** Data lines **
_ _ _
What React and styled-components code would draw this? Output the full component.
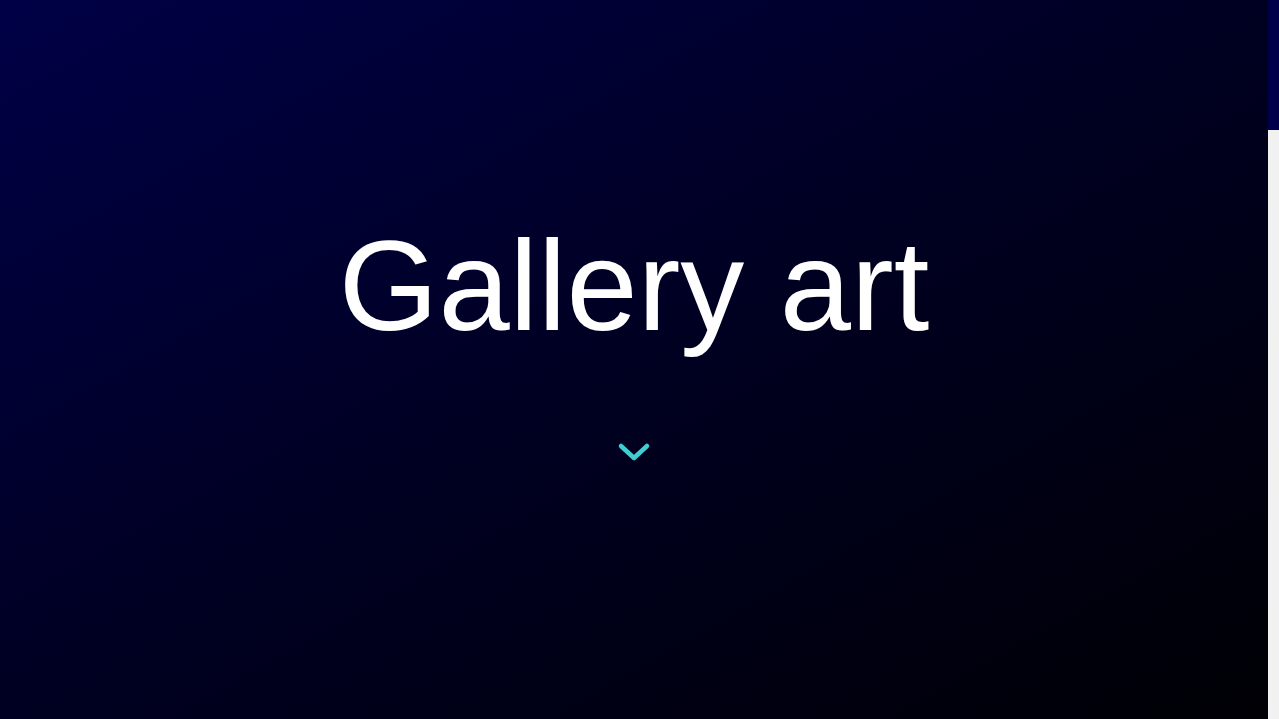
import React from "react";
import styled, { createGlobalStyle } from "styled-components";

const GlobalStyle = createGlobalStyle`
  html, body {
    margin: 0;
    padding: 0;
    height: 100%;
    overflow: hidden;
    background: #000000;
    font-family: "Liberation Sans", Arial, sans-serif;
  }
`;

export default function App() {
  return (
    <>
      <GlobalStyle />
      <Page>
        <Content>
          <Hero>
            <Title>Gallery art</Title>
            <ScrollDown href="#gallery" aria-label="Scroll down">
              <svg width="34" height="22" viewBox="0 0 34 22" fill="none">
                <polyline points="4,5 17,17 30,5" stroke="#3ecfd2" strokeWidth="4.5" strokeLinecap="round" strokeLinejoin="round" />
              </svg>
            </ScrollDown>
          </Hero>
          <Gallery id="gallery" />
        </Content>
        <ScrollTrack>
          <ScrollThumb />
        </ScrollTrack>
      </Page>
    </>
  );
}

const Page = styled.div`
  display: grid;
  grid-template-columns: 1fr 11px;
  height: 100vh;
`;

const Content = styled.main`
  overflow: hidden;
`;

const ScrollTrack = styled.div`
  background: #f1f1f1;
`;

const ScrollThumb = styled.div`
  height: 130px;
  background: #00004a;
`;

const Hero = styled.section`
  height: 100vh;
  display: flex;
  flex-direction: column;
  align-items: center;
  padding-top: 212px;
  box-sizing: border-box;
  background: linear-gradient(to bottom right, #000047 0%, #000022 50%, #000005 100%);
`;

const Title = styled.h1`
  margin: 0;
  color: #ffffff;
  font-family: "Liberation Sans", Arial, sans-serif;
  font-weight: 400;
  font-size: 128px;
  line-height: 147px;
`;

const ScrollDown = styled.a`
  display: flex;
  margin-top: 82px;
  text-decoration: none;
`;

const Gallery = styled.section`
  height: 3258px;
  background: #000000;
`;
_ _ _
** What the exercise asks **
Give the data again exactly as written, with all pictures left out.

** Solution to the exercise **
What React and styled-components code would draw this? Output the full component.
import React from "react";
import styled, { createGlobalStyle } from "styled-components";

const GlobalStyle = createGlobalStyle`
  html, body {
    margin: 0;
    padding: 0;
    height: 100%;
    overflow: hidden;
    background: #000000;
    font-family: "Liberation Sans", Arial, sans-serif;
  }
`;

export default function App() {
  return (
    <>
      <GlobalStyle />
      <Page>
        <Content>
          <Hero>
            <Title>Gallery art</Title>
            <ScrollDown href="#gallery" aria-label="Scroll down">
              <svg width="34" height="22" viewBox="0 0 34 22" fill="none">
                <polyline points="4,5 17,17 30,5" stroke="#3ecfd2" strokeWidth="4.5" strokeLinecap="round" strokeLinejoin="round" />
              </svg>
            </ScrollDown>
          </Hero>
          <Gallery id="gallery" />
        </Content>
        <ScrollTrack>
          <ScrollThumb />
        </ScrollTrack>
      </Page>
    </>
  );
}

const Page = styled.div`
  display: grid;
  grid-template-columns: 1fr 11px;
  height: 100vh;
`;

const Content = styled.main`
  overflow: hidden;
`;

const ScrollTrack = styled.div`
  background: #f1f1f1;
`;

const ScrollThumb = styled.div`
  height: 130px;
  background: #00004a;
`;

const Hero = styled.section`
  height: 100vh;
  display: flex;
  flex-direction: column;
  align-items: center;
  padding-top: 212px;
  box-sizing: border-box;
  background: linear-gradient(to bottom right, #000047 0%, #000022 50%, #000005 100%);
`;

const Title = styled.h1`
  margin: 0;
  color: #ffffff;
  font-family: "Liberation Sans", Arial, sans-serif;
  font-weight: 400;
  font-size: 128px;
  line-height: 147px;
`;

const ScrollDown = styled.a`
  display: flex;
  margin-top: 82px;
  text-decoration: none;
`;

const Gallery = styled.section`
  height: 3258px;
  background: #000000;
`;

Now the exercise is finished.